INCREASED IMMIGRATION EXPECTED

Dulzin said he expected a sharp increase in immigration as peace becomes a political reality. “There is good reason to believe that the number of immigrants will be doubled with peace. The security tension that characterized Israel so far was one of the factors which deterred immigrants from coming,” he said. He predicted that about 45,000 immigrants would arrive this year and claimed there was a potential of 250,000 Jews all over the world who would consider aliya.

Dulzin said that while Jewish emigration from the Soviet Union has increased in absolute numbers, he was concerned by the growing number of “drop-outs” — Russian Jews who opt to settle in countries other than Israel after leaving the USSR He said monthly emigration from Russia is now between 4000-4300 and the total number of Jews leaving this year may reach 50,000. But in the last three months the drop-out rate has reached 70 percent.
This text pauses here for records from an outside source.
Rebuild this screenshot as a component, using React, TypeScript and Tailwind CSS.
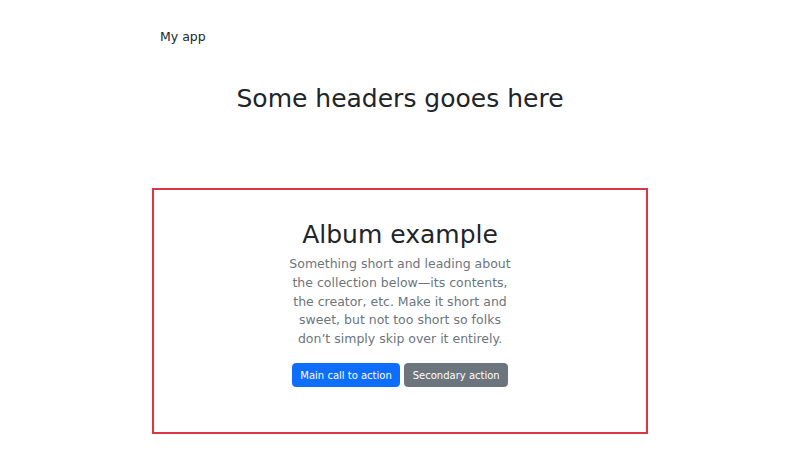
import React from 'react';

// Página simples no estilo do "Album example" do Bootstrap

const App: React.FC = () => {
  return (
    <div
      className="flex min-h-[450px] w-full flex-col items-center bg-white text-[#212529]"
      style={{ fontFamily: '"DejaVu Sans", sans-serif' }}
    >
      {/* NAV */}
      <nav className="w-[496px] px-2 pt-[24px]">
        <span className="text-[12.5px] leading-[18.75px]">My app</span>
      </nav>

      {/* HEADER */}
      <h1 className="mt-[36px] text-[25px] leading-[30px] font-normal">Some headers gooes here</h1>

      {/* ALBUM */}
      <section className="mt-[74px] flex h-[246px] w-[496px] flex-col items-center border-2 border-[#dc3545] pt-[30px] text-center">
        <h1 className="mb-[5px] text-[25px] leading-[30px] font-normal">Album example</h1>
        <p className="mb-[9px] w-[232px] text-[12.5px] leading-[18.75px] text-[#6c757d]">
          Something short and leading about the collection below—its contents, the creator, etc. Make it short and
          sweet, but not too short so folks don’t simply skip over it entirely.
        </p>
        <div className="my-[5px] flex gap-1">
          <button className="rounded-[3.75px] border border-[#0d6efd] bg-[#0d6efd] px-[7.5px] py-[3.75px] text-[10px] leading-[15px] text-white">
            Main call to action
          </button>
          <button className="rounded-[3.75px] border border-[#6c757d] bg-[#6c757d] px-[7.5px] py-[3.75px] text-[10px] leading-[15px] text-white">
            Secondary action
          </button>
        </div>
      </section>
    </div>
  );
};

export default App;
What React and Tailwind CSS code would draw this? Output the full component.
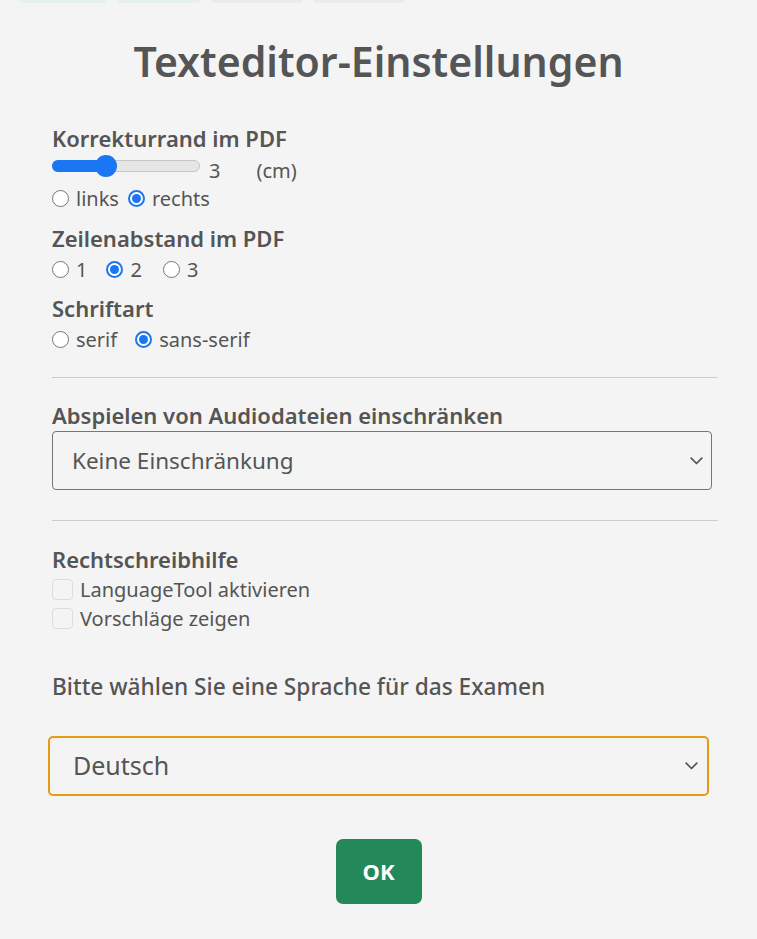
import React from "react";

function Radio({ checked }) {
  return checked ? (
    <span className="inline-flex h-[17px] w-[17px] shrink-0 items-center justify-center rounded-full border-[2px] border-[#1a76f2] bg-white">
      <span className="h-[9px] w-[9px] rounded-full bg-[#1a76f2]" />
    </span>
  ) : (
    <span className="inline-block h-[17px] w-[17px] shrink-0 rounded-full border border-[#767676] bg-white" />
  );
}

function RadioItem({ checked, label, className = "" }) {
  return (
    <span className={"inline-flex items-center " + className}>
      <Radio checked={checked} />
      <span className="ml-[7px] leading-[29px]">{label}</span>
    </span>
  );
}

function Chevron() {
  return (
    <svg width="13" height="8" viewBox="0 0 13 8" fill="none">
      <path d="M1.2 1.2 L6.5 6.5 L11.8 1.2" stroke="#555" strokeWidth="1.7" strokeLinecap="round" strokeLinejoin="round" />
    </svg>
  );
}

function Checkbox({ label }) {
  return (
    <div className="flex h-[29px] items-center">
      <span className="h-[21px] w-[21px] shrink-0 rounded-[4px] border border-[#dcdcdc] bg-[#f4f4f4]" />
      <span className="ml-[7px] leading-[29px]">{label}</span>
    </div>
  );
}

export default function App() {
  return (
    <div className="min-h-[939px] w-[757px] bg-[#f4f4f4] font-['Noto_Sans',sans-serif] text-[20px] text-[#555555]">
      <div className="flex h-[3px] gap-[12px] pl-[20px]">
        <div className="h-[3px] w-[86px] rounded-b bg-[#e6f0ef]" />
        <div className="h-[3px] w-[82px] rounded-b bg-[#e6f0ef]" />
        <div className="h-[3px] w-[90px] rounded-b bg-[#ebebeb]" />
        <div className="h-[3px] w-[90px] rounded-b bg-[#ebebeb]" />
      </div>

      <h1 className="mt-[28px] text-center text-[41px] font-semibold leading-[60px] text-[#555555]">
        Texteditor-Einstellungen
      </h1>

      <div className="px-[52px]">
        <div className="mb-[4px] mt-[34px] text-[22px] font-semibold leading-[26px]">Korrekturrand im PDF</div>
        <div className="flex h-[29px] items-start">
          <div className="relative h-[22px] w-[148px]">
            <div className="absolute left-0 right-0 top-[5px] h-[12px] rounded-full border border-[#c6c6c6] bg-[#e6e6e6]" />
            <div className="absolute left-0 top-[5px] h-[12px] w-[60px] rounded-full bg-[#1a76f2]" />
            <div className="absolute left-[43px] top-0 h-[22px] w-[22px] rounded-full bg-[#1a76f2]" />
          </div>
          <span className="ml-[9px] mt-[1px] leading-[30px]">3</span>
          <span className="ml-[36px] mt-[1px] leading-[30px]">(cm)</span>
        </div>
        <div className="flex items-center">
          <RadioItem checked={false} label="links" />
          <RadioItem checked={true} label="rechts" className="ml-[9px]" />
        </div>

        <div className="mb-[4px] mt-[12px] text-[22px] font-semibold leading-[26px]">Zeilenabstand im PDF</div>
        <div className="flex items-center">
          <RadioItem checked={false} label="1" />
          <RadioItem checked={true} label="2" className="ml-[19px]" />
          <RadioItem checked={false} label="3" className="ml-[21px]" />
        </div>

        <div className="mb-[4px] mt-[11px] text-[22px] font-semibold leading-[26px]">Schriftart</div>
        <div className="flex items-center">
          <RadioItem checked={false} label="serif" />
          <RadioItem checked={true} label="sans-serif" className="ml-[18px]" />
        </div>

        <div className="mt-[23px] h-px w-[666px] bg-[#cccccc]" />

        <div className="mb-[4px] mt-[25px] text-[22px] font-semibold leading-[24px]">Abspielen von Audiodateien einschränken</div>
        <div className="flex h-[59px] w-[660px] items-center justify-between rounded-[4px] border border-[#767676] pl-[19px] pr-[8px]">
          <span className="text-[22.5px]">Keine Einschränkung</span>
          <Chevron />
        </div>

        <div className="mt-[30px] h-px w-[666px] bg-[#cccccc]" />

        <div className="mb-[2px] mt-[24px] text-[22px] font-semibold leading-[28px]">Rechtschreibhilfe</div>
        <Checkbox label="LanguageTool aktivieren" />
        <Checkbox label="Vorschläge zeigen" />

        <div className="mt-[39px] text-[22.7px] font-medium leading-[30px]">Bitte wählen Sie eine Sprache für das Examen</div>
      </div>

      <div className="pl-[48px]">
        <div className="mt-[34px] flex h-[60px] w-[661px] items-center justify-between rounded-[5px] border-2 border-[#e59b12] pl-[23px] pr-[9px]">
          <span className="text-[25px]">Deutsch</span>
          <Chevron />
        </div>
      </div>

      <div className="mt-[43px] flex justify-center">
        <button className="flex h-[65px] w-[86px] items-center justify-center rounded-[7px] bg-[#23885a] text-[22px] font-bold text-white">
          OK
        </button>
      </div>
    </div>
  );
}
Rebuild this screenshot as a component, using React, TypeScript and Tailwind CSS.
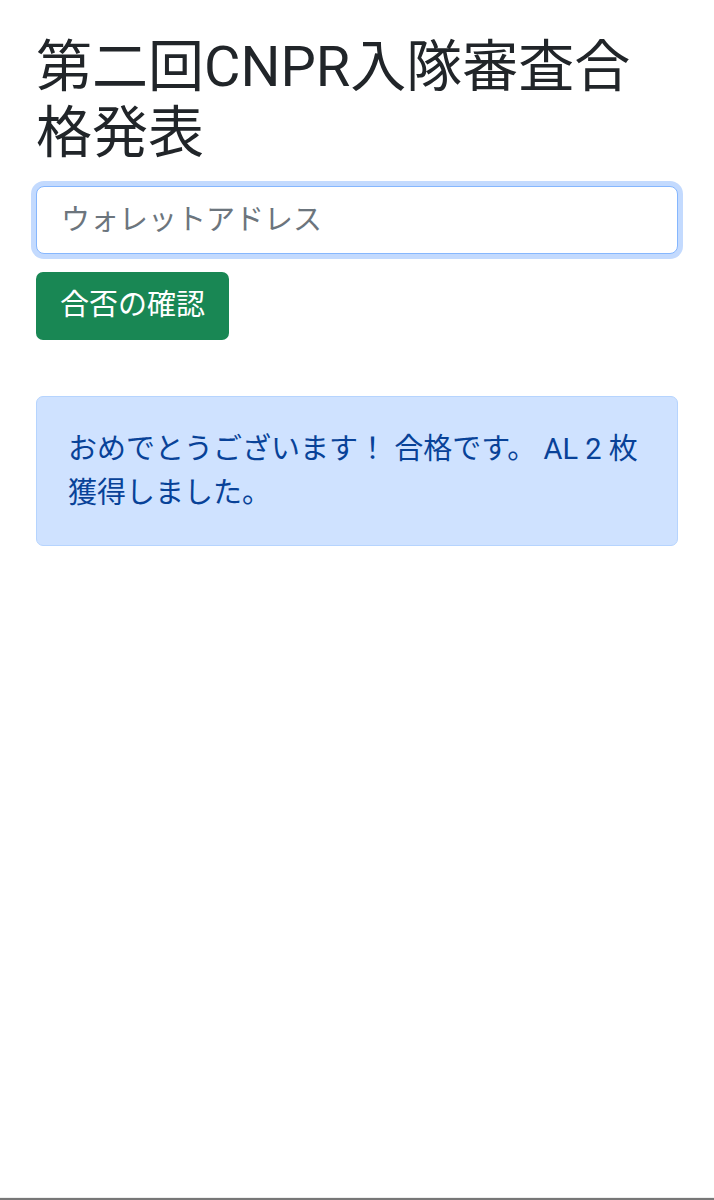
import React, { useState } from 'react';

export default function App() {
  const [address, setAddress] = useState('');

  return (
    <div
      className="flex min-h-[1200px] flex-col bg-white"
      style={{ fontFamily: "Roboto, 'Noto Sans CJK JP', sans-serif" }}
    >
      <div className="px-[36px] pt-[34px]">
        <h1 className="mb-[20px] text-[56px] leading-[66px] font-normal text-[#212529]">
          第二回CNPR入隊審査合格発表
        </h1>

        <input
          autoFocus
          value={address}
          onChange={(e) => setAddress(e.target.value)}
          placeholder="ウォレットアドレス"
          className="block h-[68px] w-full rounded-[8px] border border-[#86b7fe] bg-white px-[24px] text-[29px] text-[#212529] placeholder:text-[#6c757d] outline-none shadow-[0_0_0_5px_#c3dafe]"
        />

        <button className="mt-[18px] h-[68px] rounded-[7px] bg-[#198754] px-[24px] text-[29px] text-white">
          合否の確認
        </button>

        <div className="mt-[56px] rounded-[7px] border border-[#b6d4fe] bg-[#cfe2ff] px-[31px] py-[30px] text-[29px] leading-[44px] text-[#084298]">
          おめでとうございます！ 合格です。 AL 2 枚獲得しました。
        </div>
      </div>

      <div className="mt-auto h-[1px] bg-[#eeeeee]" />
      <div className="h-[2px] bg-[#777777]" />
    </div>
  );
}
He said he would meet again soon with the leaders of HIAS and the Joint Distribution Committee to discuss the drop-out problem. “Presently, the leaders of American Jewry show more understanding of the problem than in the past,” Dulzin said, but he did not elaborate.

With respect to the problem of yordim — Israelis who settle abroad — Dulzin said that between 12-13,000 Israelis left the country annually and “we did not succeed to return the yordim.” He accused the yordim of making it difficult to promote aliya abroad. He said most of them were veteran Israelis and there was little re-emigration among immigrants. Of the 145,000 Russian Jews who arrived in Israel over the past nine years, only 4000 returned. Of the immigrant population as a whole, only a maximum of 15 percent return to their countries of origin, Dulzin said.

But he warned that unless the housing shortage is solved, aliya would shrink. “We now have more aliya candidates than we have housing and the absorption centers are absolutely packed,” Dulzin said.

JEWISH AGENCY ASSEMBLY IN JUNE

He said he expected the Jewish Agency General Assembly, which convenes here in June, to be expanded into a convention of solidarity of Jews the world over with Israel in the new era of peace.

Dulzin stressed that the Jewish Agency delegates come to Israel at their own expense and urged the Israeli public not to underestimate the importance of such events. “It all began with one Zionist Congress in Basel and ended with the establishment of the State of Israel,” he said. He expressed hope that many more such gatherings will take place to improve ties between Israel and diaspora Jews. “We must show them that we care to hear what they have to say,” Dulzin said.